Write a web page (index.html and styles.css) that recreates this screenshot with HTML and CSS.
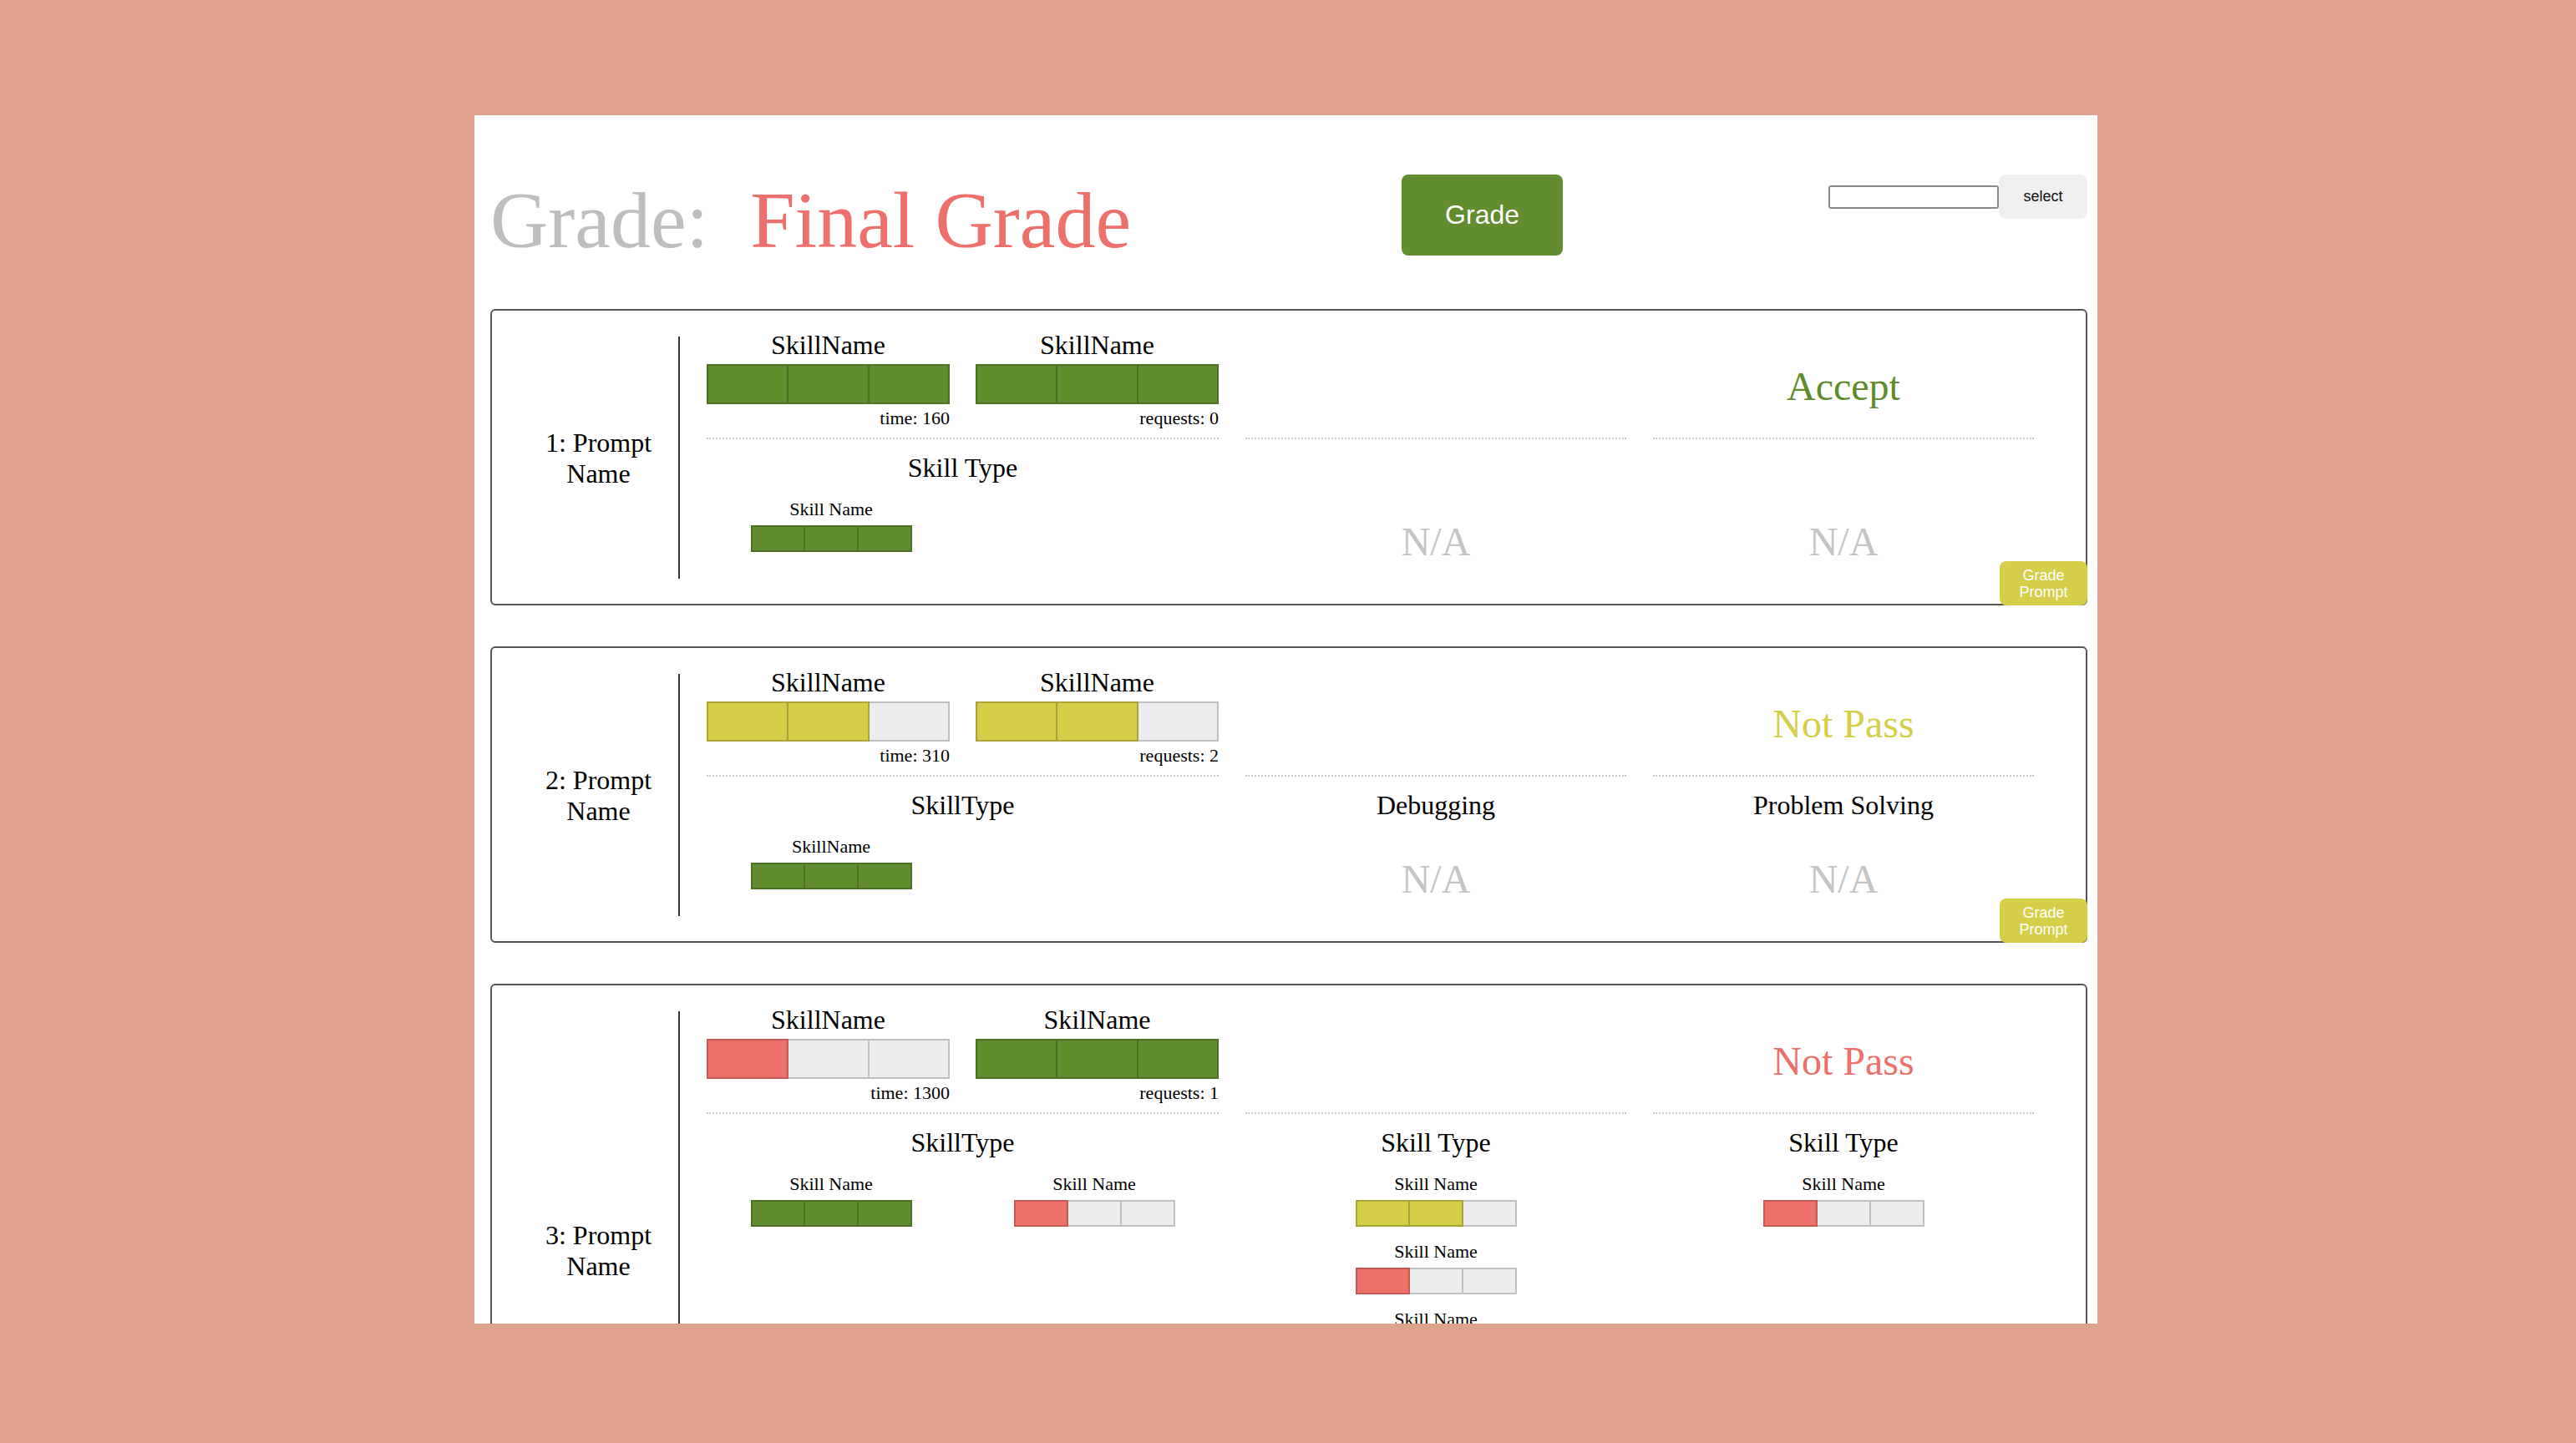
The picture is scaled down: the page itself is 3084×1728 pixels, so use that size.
FILE: index.html
```html
<!DOCTYPE html>
<html lang="en">

<head>
  <meta charset="UTF-8">
  <title>Grade</title>
  <link rel="stylesheet" href="styles.css">
</head>

<body>

  <div class="grade-frame">

    <!-- Cabecera -->
    <header class="grade-head">
      <h1 class="grade-title"><span class="grade-label">Grade:</span><span class="grade-final">Final Grade</span></h1>
      <button class="grade-btn">Grade</button>
      <div class="grade-pick">
        <input class="grade-input" type="text">
        <button class="grade-select">select</button>
      </div>
    </header>

    <!-- Prompt 1 -->
    <section class="prompt-card">
      <div class="prompt-name">1: Prompt Name</div>
      <div class="prompt-rule"></div>
      <div class="prompt-grid">
        <div class="cell cell-top meters">
          <div class="meter">
            <div class="meter-name">SkillName</div>
            <div class="bar bar-lg"><span class="seg green"></span><span class="seg green"></span><span class="seg green"></span></div>
            <div class="meter-note">time: 160</div>
          </div>
          <div class="meter">
            <div class="meter-name">SkillName</div>
            <div class="bar bar-lg"><span class="seg green"></span><span class="seg green"></span><span class="seg green"></span></div>
            <div class="meter-note">requests: 0</div>
          </div>
        </div>
        <div class="cell cell-top"></div>
        <div class="cell cell-top verdict verdict-accept">Accept</div>

        <div class="cell">
          <div class="type-name">Skill Type</div>
          <div class="skills skills-2">
            <div class="skill">
              <div class="skill-name">Skill Name</div>
              <div class="bar bar-sm"><span class="seg green"></span><span class="seg green"></span><span class="seg green"></span></div>
            </div>
          </div>
        </div>
        <div class="cell">
          <div class="type-name"></div>
          <div class="na">N/A</div>
        </div>
        <div class="cell">
          <div class="type-name"></div>
          <div class="na">N/A</div>
        </div>
      </div>
      <button class="prompt-grade">Grade<br>Prompt</button>
    </section>

    <!-- Prompt 2 -->
    <section class="prompt-card">
      <div class="prompt-name">2: Prompt Name</div>
      <div class="prompt-rule"></div>
      <div class="prompt-grid">
        <div class="cell cell-top meters">
          <div class="meter">
            <div class="meter-name">SkillName</div>
            <div class="bar bar-lg"><span class="seg yellow"></span><span class="seg yellow"></span><span class="seg"></span></div>
            <div class="meter-note">time: 310</div>
          </div>
          <div class="meter">
            <div class="meter-name">SkillName</div>
            <div class="bar bar-lg"><span class="seg yellow"></span><span class="seg yellow"></span><span class="seg"></span></div>
            <div class="meter-note">requests: 2</div>
          </div>
        </div>
        <div class="cell cell-top"></div>
        <div class="cell cell-top verdict verdict-warn">Not Pass</div>

        <div class="cell">
          <div class="type-name">SkillType</div>
          <div class="skills skills-2">
            <div class="skill">
              <div class="skill-name">SkillName</div>
              <div class="bar bar-sm"><span class="seg green"></span><span class="seg green"></span><span class="seg green"></span></div>
            </div>
          </div>
        </div>
        <div class="cell">
          <div class="type-name">Debugging</div>
          <div class="na">N/A</div>
        </div>
        <div class="cell">
          <div class="type-name">Problem Solving</div>
          <div class="na">N/A</div>
        </div>
      </div>
      <button class="prompt-grade">Grade<br>Prompt</button>
    </section>

    <!-- Prompt 3 -->
    <section class="prompt-card">
      <div class="prompt-name">3: Prompt Name</div>
      <div class="prompt-rule"></div>
      <div class="prompt-grid">
        <div class="cell cell-top meters">
          <div class="meter">
            <div class="meter-name">SkillName</div>
            <div class="bar bar-lg"><span class="seg red"></span><span class="seg"></span><span class="seg"></span></div>
            <div class="meter-note">time: 1300</div>
          </div>
          <div class="meter">
            <div class="meter-name">SkilName</div>
            <div class="bar bar-lg"><span class="seg green"></span><span class="seg green"></span><span class="seg green"></span></div>
            <div class="meter-note">requests: 1</div>
          </div>
        </div>
        <div class="cell cell-top"></div>
        <div class="cell cell-top verdict verdict-fail">Not Pass</div>

        <div class="cell">
          <div class="type-name">SkillType</div>
          <div class="skills skills-2">
            <div class="skill">
              <div class="skill-name">Skill Name</div>
              <div class="bar bar-sm"><span class="seg green"></span><span class="seg green"></span><span class="seg green"></span></div>
            </div>
            <div class="skill">
              <div class="skill-name">Skill Name</div>
              <div class="bar bar-sm"><span class="seg red"></span><span class="seg"></span><span class="seg"></span></div>
            </div>
          </div>
        </div>
        <div class="cell">
          <div class="type-name">Skill Type</div>
          <div class="skills">
            <div class="skill">
              <div class="skill-name">Skill Name</div>
              <div class="bar bar-sm"><span class="seg yellow"></span><span class="seg yellow"></span><span class="seg"></span></div>
            </div>
            <div class="skill">
              <div class="skill-name">Skill Name</div>
              <div class="bar bar-sm"><span class="seg red"></span><span class="seg"></span><span class="seg"></span></div>
            </div>
            <div class="skill">
              <div class="skill-name">Skill Name</div>
              <div class="bar bar-sm"><span class="seg green"></span><span class="seg green"></span><span class="seg green"></span></div>
            </div>
            <div class="skill">
              <div class="skill-name">Skill Name</div>
              <div class="bar bar-sm"><span class="seg yellow"></span><span class="seg yellow"></span><span class="seg"></span></div>
            </div>
            <div class="skill">
              <div class="skill-name">Skill Name</div>
              <div class="bar bar-sm"><span class="seg red"></span><span class="seg"></span><span class="seg"></span></div>
            </div>
          </div>
        </div>
        <div class="cell">
          <div class="type-name">Skill Type</div>
          <div class="skills">
            <div class="skill">
              <div class="skill-name">Skill Name</div>
              <div class="bar bar-sm"><span class="seg red"></span><span class="seg"></span><span class="seg"></span></div>
            </div>
          </div>
        </div>
      </div>
      <button class="prompt-grade">Grade<br>Prompt</button>
    </section>

  </div>

</body>

</html>
```

FILE: styles.css
```css
/* Fondo */
body {
  margin: 0;
  background: #dfa28c;
  font-family: 'Liberation Serif', 'Times New Roman', serif;
  color: #000;
}

/* Ventana blanca */
.grade-frame {
  box-sizing: border-box;
  width: 1943px;
  height: 1447px;
  margin: 138px 0 0 568px;
  padding: 71px 12px 0 19px;
  background: #fff;
  overflow: hidden;
}

/* Cabecera */
.grade-head {
  display: flex;
  align-items: flex-start;
  height: 110px;
  margin-bottom: 51px;
}

.grade-title {
  margin: 0;
  font-size: 96px;
  line-height: 110px;
  font-weight: normal;
  white-space: nowrap;
}

.grade-label {
  color: #bebebe;
}

.grade-final {
  color: #ee706b;
  margin-left: 50px;
}

.grade-btn {
  width: 193px;
  height: 97px;
  margin-left: 324px;
  border: none;
  border-radius: 8px;
  background: #628d2f;
  color: #fff;
  font-family: 'Liberation Sans', Arial, sans-serif;
  font-size: 32px;
  cursor: pointer;
}

.grade-pick {
  display: flex;
  align-items: center;
  margin-left: auto;
  height: 53px;
}

.grade-input {
  box-sizing: border-box;
  width: 204px;
  height: 28px;
  margin: 0;
  padding: 0 4px;
  border: 2px solid #8a8a8a;
  border-radius: 3px;
}

.grade-select {
  width: 106px;
  height: 53px;
  border: none;
  border-radius: 8px;
  background: #efefef;
  color: #111;
  font-family: 'Liberation Sans', Arial, sans-serif;
  font-size: 18px;
  cursor: pointer;
}

/* Tarjeta de prompt */
.prompt-card {
  position: relative;
  display: flex;
  padding: 23px 0 21px 0;
  margin-bottom: 49px;
  border: 2px solid #555;
  border-radius: 6px;
}

.prompt-name {
  align-self: center;
  width: 191px;
  padding-left: 32px;
  font-size: 32px;
  line-height: 37px;
  text-align: center;
}

.prompt-rule {
  width: 2px;
  margin: 8px 0 9px 0;
  background: #333;
}

.prompt-grid {
  display: grid;
  grid-template-columns: 613px 456px 456px;
  column-gap: 32px;
  align-content: start;
  margin-left: 32px;
}

.cell-top {
  border-bottom: 2px dotted #c6c6c6;
}

.meters {
  display: flex;
  gap: 31px;
  padding-bottom: 11px;
}

.meter {
  width: 291px;
}

.meter-name {
  font-size: 32px;
  line-height: 37px;
  text-align: center;
}

.meter-note {
  margin-top: 4px;
  font-size: 22px;
  line-height: 25px;
  text-align: right;
}

.verdict {
  display: flex;
  align-items: center;
  justify-content: center;
  padding-top: 6px;
  font-size: 48px;
  line-height: 55px;
}

.verdict-accept {
  color: #5f8b2d;
}

.verdict-warn {
  color: #d4ce48;
}

.verdict-fail {
  color: #ee706b;
}

.type-name {
  height: 39px;
  margin-top: 15px;
  font-size: 32px;
  line-height: 39px;
  text-align: center;
}

.na {
  margin: 41px 0 26px 0;
  font-size: 48px;
  line-height: 55px;
  color: #c4c4c4;
  text-align: center;
}

.skills {
  display: grid;
  grid-template-columns: 1fr;
}

.skills-2 {
  grid-template-columns: 1fr 1fr;
  column-gap: 17px;
  align-items: start;
}

.skill {
  display: flex;
  flex-direction: column;
  align-items: center;
  padding-top: 17px;
}

.skill-name {
  font-size: 22px;
  line-height: 25px;
}

/* Barras */
.bar {
  display: flex;
}

.bar-lg {
  width: 291px;
  height: 48px;
  margin-top: 4px;
}

.bar-sm {
  width: 193px;
  height: 32px;
  margin-top: 7px;
}

.seg {
  flex: 1;
  box-sizing: border-box;
  border: 2px solid #c0c0c0;
  background: #ededed;
}

.seg + .seg {
  margin-left: -2px;
}

.seg.green {
  position: relative;
  background: #628d2f;
  border-color: #4c7124;
}

.seg.yellow {
  position: relative;
  background: #d4ce48;
  border-color: #a9a43a;
}

.seg.red {
  position: relative;
  background: #ee706b;
  border-color: #c55a55;
}

.prompt-grade {
  position: absolute;
  right: -2px;
  bottom: -2px;
  width: 105px;
  height: 53px;
  padding: 0;
  border: none;
  border-radius: 8px;
  background: #d4ce48;
  color: #fff;
  font-family: 'Liberation Sans', Arial, sans-serif;
  font-size: 18px;
  line-height: 20px;
  cursor: pointer;
}
```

....

### TASK GOAL
Using the listing above, say how many of its lines contain the string "page", giving nothing but the figure.

### RESPONSE TO THIS EXERCISE
2